Dataset section:

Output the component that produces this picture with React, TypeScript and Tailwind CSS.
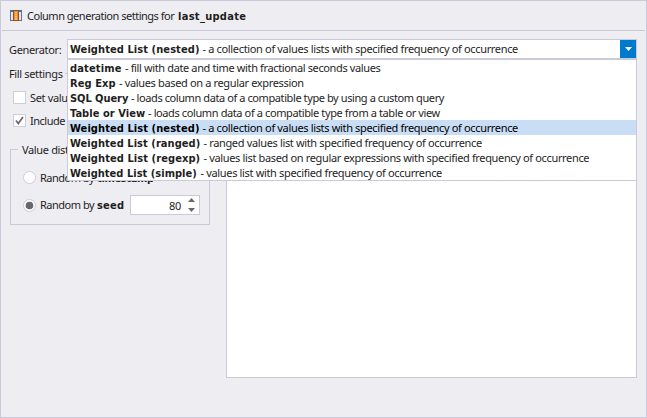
import React from 'react';

const OPTIONS = [
  { name: 'datetime', width: 'w-[52px]', boldTracking: 'tracking-[0.15px]', tracking: 'tracking-[-0.37px]', text: 'fill with date and time with fractional seconds values' },
  { name: 'Reg Exp', width: 'w-[46px]', boldTracking: 'tracking-[0.08px]', tracking: 'tracking-[-0.35px]', text: 'values based on a regular expression' },
  { name: 'SQL Query', width: 'w-[58px]', boldTracking: 'tracking-[-0.05px]', tracking: 'tracking-[-0.41px]', text: 'loads column data of a compatible type by using a custom query' },
  { name: 'Table or View', width: 'w-[75px]', boldTracking: 'tracking-[0.05px]', tracking: 'tracking-[-0.39px]', text: 'loads column data of a compatible type from a table or view' },
  { name: 'Weighted List (nested)', width: 'w-[129.5px]', boldTracking: 'tracking-[0.08px]', tracking: 'tracking-[-0.34px]', text: 'a collection of values lists with specified frequency of occurrence' },
  { name: 'Weighted List (ranged)', width: 'w-[130.5px]', boldTracking: 'tracking-[0.06px]', tracking: 'tracking-[-0.35px]', text: 'ranged values list with specified frequency of occurrence' },
  { name: 'Weighted List (regexp)', width: 'w-[130.5px]', boldTracking: 'tracking-[0.08px]', tracking: 'tracking-[-0.35px]', text: 'values list based on regular expressions with specified frequency of occurrence' },
  { name: 'Weighted List (simple)', width: 'w-[127.5px]', boldTracking: 'tracking-[0.02px]', tracking: 'tracking-[-0.34px]', text: 'values list with specified frequency of occurrence' },
];

const BOLD = "font-['DejaVu_Sans_Condensed','DejaVu_Sans',sans-serif] font-bold font-stretch-condensed text-[11px]";

function OptionText({ option }: { option: (typeof OPTIONS)[number] }) {
  return (
    <>
      <span className={`${BOLD} ${option.boldTracking} ${option.width} shrink-0`}>{option.name}</span>
      <span className={`ml-[3px] ${option.tracking}`}>- {option.text}</span>
    </>
  );
}

function ColumnIcon() {
  return (
    <svg width="12" height="11" viewBox="0 0 12 11" shapeRendering="crispEdges" className="shrink-0">
      <rect width="12" height="11" fill="#66758f" />
      <rect x="1" y="2" width="10" height="8" fill="#dce8f5" />
      <rect width="12" height="2" fill="#3f74bb" />
      <rect x="3" width="6" height="11" fill="#9c4a14" />
      <rect x="4" y="1" width="4" height="9" fill="#f08a2c" />
      <rect x="5" y="2" width="2" height="8" fill="#ffc56a" />
      <path d="M5 3h2v1H5zM5 5h2v1H5zM5 7h2v1H5z" fill="#f5a040" />
    </svg>
  );
}

function Radio({ checked }: { checked?: boolean }) {
  return (
    <svg width="13" height="13" className="shrink-0">
      <circle cx="6.5" cy="6.5" r="6" fill="#fff" stroke="#cdcddd" />
      {checked && <circle cx="6.5" cy="6.5" r="3.8" fill="#686868" />}
    </svg>
  );
}

export default function App() {
  return (
    <div className="h-[418px] w-[647px] overflow-hidden border border-[#cacada] bg-[#eeedf2] font-['Noto_Sans',sans-serif] text-[11px] leading-[15px] tracking-[-0.35px] whitespace-nowrap text-[#1e1e1e]">
      <header className="mx-px flex h-[30px] items-center border-b border-[#cacada] pl-2">
        <ColumnIcon />
        <div className="ml-[5px] flex items-baseline">
          <span className="w-[151px] tracking-[-0.48px]">Column generation settings for</span>
          <span className={`${BOLD} tracking-[0.3px]`}>last_update</span>
        </div>
      </header>

      <div className="mt-2 flex h-[20px] items-center pl-2">
        <span className="w-[58px] shrink-0">Generator:</span>
        <div className="relative flex h-[20px] w-[570px] border border-[#cacada] bg-white">
          <div className="flex flex-1 items-baseline pt-px pl-[2px]">
            <OptionText option={OPTIONS[4]} />
          </div>
          <div className="flex w-4 items-center justify-center bg-[#007acc]">
            <svg width="7" height="4"><path d="M0 0h7L3.5 4z" fill="#fff" /></svg>
          </div>
          <ul className="absolute top-[19px] -left-px z-10 w-[570px] border border-[#cacada] bg-white">
            {OPTIONS.map((o, i) => (
              <li key={o.name} className={`flex h-[15px] items-baseline pl-[2px] ${i === 4 ? 'bg-[#c9def5] text-black' : ''}`}>
                <OptionText option={o} />
              </li>
            ))}
          </ul>
        </div>
      </div>

      <div className="mt-[7px] flex h-[15px] items-center pl-2">
        <span>Fill settings</span>
        <span className="ml-[2px] h-px w-[560px] bg-[#cacada]" />
      </div>

      <div className="flex">
        <div className="w-[225px] pl-[9px]">
          <div className="mt-[9px] flex h-[15px] items-center pl-[3px]">
            <span className="size-[13px] border border-[#cdcddd] bg-white" />
            <span className="ml-1">Set value</span>
          </div>
          <div className="mt-2 flex h-[15px] items-center pl-[3px]">
            <span className="size-[13px] border border-[#cdcddd] bg-white">
              <svg width="11" height="11"><path d="M2 5.5l2.3 3L9 2" fill="none" stroke="#686868" strokeWidth="1.7" /></svg>
            </span>
            <span className="ml-1 tracking-[-0.5px]">Include</span>
          </div>
          <fieldset className="mt-[14px] h-[83px] w-[200px] border border-[#cacada]">
            <legend className="ml-[7px] h-[15px] px-1">Value distribution</legend>
            <div className="mt-[13px] flex h-[15px] items-center pl-3">
              <Radio />
              <div className="ml-1 flex items-baseline">
                <span className="w-[57px] tracking-[-0.5px]">Random by</span>
                <b className={BOLD}>timestamp</b>
              </div>
            </div>
            <div className="mt-[10px] flex h-5 items-center pl-3">
              <Radio checked />
              <div className="ml-1 flex items-baseline">
                <span className="w-[57px] tracking-[-0.5px]">Random by</span>
                <b className={`${BOLD} tracking-[0.2px] w-[33px]`}>seed</b>
              </div>
              <div className="flex h-5 w-[70px] items-center justify-end border border-[#cacada] bg-white pr-1">
                <span className="mr-[7px]">80</span>
                <svg width="7" height="14"><path d="M0 4L3.5 0L7 4zM0 10h7L3.5 14z" fill="#686868" /></svg>
              </div>
            </div>
          </fieldset>
        </div>
        <div className="h-[297px] w-[411px] border border-[#cacada] bg-white" />
      </div>
    </div>
  );
}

What this task involves: Images in the data above are to be skipped. Retype all other material exactly.

Exercise answer:
Output the component that produces this picture with React, TypeScript and Tailwind CSS.
import React from 'react';

const OPTIONS = [
  { name: 'datetime', width: 'w-[52px]', boldTracking: 'tracking-[0.15px]', tracking: 'tracking-[-0.37px]', text: 'fill with date and time with fractional seconds values' },
  { name: 'Reg Exp', width: 'w-[46px]', boldTracking: 'tracking-[0.08px]', tracking: 'tracking-[-0.35px]', text: 'values based on a regular expression' },
  { name: 'SQL Query', width: 'w-[58px]', boldTracking: 'tracking-[-0.05px]', tracking: 'tracking-[-0.41px]', text: 'loads column data of a compatible type by using a custom query' },
  { name: 'Table or View', width: 'w-[75px]', boldTracking: 'tracking-[0.05px]', tracking: 'tracking-[-0.39px]', text: 'loads column data of a compatible type from a table or view' },
  { name: 'Weighted List (nested)', width: 'w-[129.5px]', boldTracking: 'tracking-[0.08px]', tracking: 'tracking-[-0.34px]', text: 'a collection of values lists with specified frequency of occurrence' },
  { name: 'Weighted List (ranged)', width: 'w-[130.5px]', boldTracking: 'tracking-[0.06px]', tracking: 'tracking-[-0.35px]', text: 'ranged values list with specified frequency of occurrence' },
  { name: 'Weighted List (regexp)', width: 'w-[130.5px]', boldTracking: 'tracking-[0.08px]', tracking: 'tracking-[-0.35px]', text: 'values list based on regular expressions with specified frequency of occurrence' },
  { name: 'Weighted List (simple)', width: 'w-[127.5px]', boldTracking: 'tracking-[0.02px]', tracking: 'tracking-[-0.34px]', text: 'values list with specified frequency of occurrence' },
];

const BOLD = "font-['DejaVu_Sans_Condensed','DejaVu_Sans',sans-serif] font-bold font-stretch-condensed text-[11px]";

function OptionText({ option }: { option: (typeof OPTIONS)[number] }) {
  return (
    <>
      <span className={`${BOLD} ${option.boldTracking} ${option.width} shrink-0`}>{option.name}</span>
      <span className={`ml-[3px] ${option.tracking}`}>- {option.text}</span>
    </>
  );
}

function ColumnIcon() {
  return (
    <svg width="12" height="11" viewBox="0 0 12 11" shapeRendering="crispEdges" className="shrink-0">
      <rect width="12" height="11" fill="#66758f" />
      <rect x="1" y="2" width="10" height="8" fill="#dce8f5" />
      <rect width="12" height="2" fill="#3f74bb" />
      <rect x="3" width="6" height="11" fill="#9c4a14" />
      <rect x="4" y="1" width="4" height="9" fill="#f08a2c" />
      <rect x="5" y="2" width="2" height="8" fill="#ffc56a" />
      <path d="M5 3h2v1H5zM5 5h2v1H5zM5 7h2v1H5z" fill="#f5a040" />
    </svg>
  );
}

function Radio({ checked }: { checked?: boolean }) {
  return (
    <svg width="13" height="13" className="shrink-0">
      <circle cx="6.5" cy="6.5" r="6" fill="#fff" stroke="#cdcddd" />
      {checked && <circle cx="6.5" cy="6.5" r="3.8" fill="#686868" />}
    </svg>
  );
}

export default function App() {
  return (
    <div className="h-[418px] w-[647px] overflow-hidden border border-[#cacada] bg-[#eeedf2] font-['Noto_Sans',sans-serif] text-[11px] leading-[15px] tracking-[-0.35px] whitespace-nowrap text-[#1e1e1e]">
      <header className="mx-px flex h-[30px] items-center border-b border-[#cacada] pl-2">
        <ColumnIcon />
        <div className="ml-[5px] flex items-baseline">
          <span className="w-[151px] tracking-[-0.48px]">Column generation settings for</span>
          <span className={`${BOLD} tracking-[0.3px]`}>last_update</span>
        </div>
      </header>

      <div className="mt-2 flex h-[20px] items-center pl-2">
        <span className="w-[58px] shrink-0">Generator:</span>
        <div className="relative flex h-[20px] w-[570px] border border-[#cacada] bg-white">
          <div className="flex flex-1 items-baseline pt-px pl-[2px]">
            <OptionText option={OPTIONS[4]} />
          </div>
          <div className="flex w-4 items-center justify-center bg-[#007acc]">
            <svg width="7" height="4"><path d="M0 0h7L3.5 4z" fill="#fff" /></svg>
          </div>
          <ul className="absolute top-[19px] -left-px z-10 w-[570px] border border-[#cacada] bg-white">
            {OPTIONS.map((o, i) => (
              <li key={o.name} className={`flex h-[15px] items-baseline pl-[2px] ${i === 4 ? 'bg-[#c9def5] text-black' : ''}`}>
                <OptionText option={o} />
              </li>
            ))}
          </ul>
        </div>
      </div>

      <div className="mt-[7px] flex h-[15px] items-center pl-2">
        <span>Fill settings</span>
        <span className="ml-[2px] h-px w-[560px] bg-[#cacada]" />
      </div>

      <div className="flex">
        <div className="w-[225px] pl-[9px]">
          <div className="mt-[9px] flex h-[15px] items-center pl-[3px]">
            <span className="size-[13px] border border-[#cdcddd] bg-white" />
            <span className="ml-1">Set value</span>
          </div>
          <div className="mt-2 flex h-[15px] items-center pl-[3px]">
            <span className="size-[13px] border border-[#cdcddd] bg-white">
              <svg width="11" height="11"><path d="M2 5.5l2.3 3L9 2" fill="none" stroke="#686868" strokeWidth="1.7" /></svg>
            </span>
            <span className="ml-1 tracking-[-0.5px]">Include</span>
          </div>
          <fieldset className="mt-[14px] h-[83px] w-[200px] border border-[#cacada]">
            <legend className="ml-[7px] h-[15px] px-1">Value distribution</legend>
            <div className="mt-[13px] flex h-[15px] items-center pl-3">
              <Radio />
              <div className="ml-1 flex items-baseline">
                <span className="w-[57px] tracking-[-0.5px]">Random by</span>
                <b className={BOLD}>timestamp</b>
              </div>
            </div>
            <div className="mt-[10px] flex h-5 items-center pl-3">
              <Radio checked />
              <div className="ml-1 flex items-baseline">
                <span className="w-[57px] tracking-[-0.5px]">Random by</span>
                <b className={`${BOLD} tracking-[0.2px] w-[33px]`}>seed</b>
              </div>
              <div className="flex h-5 w-[70px] items-center justify-end border border-[#cacada] bg-white pr-1">
                <span className="mr-[7px]">80</span>
                <svg width="7" height="14"><path d="M0 4L3.5 0L7 4zM0 10h7L3.5 14z" fill="#686868" /></svg>
              </div>
            </div>
          </fieldset>
        </div>
        <div className="h-[297px] w-[411px] border border-[#cacada] bg-white" />
      </div>
    </div>
  );
}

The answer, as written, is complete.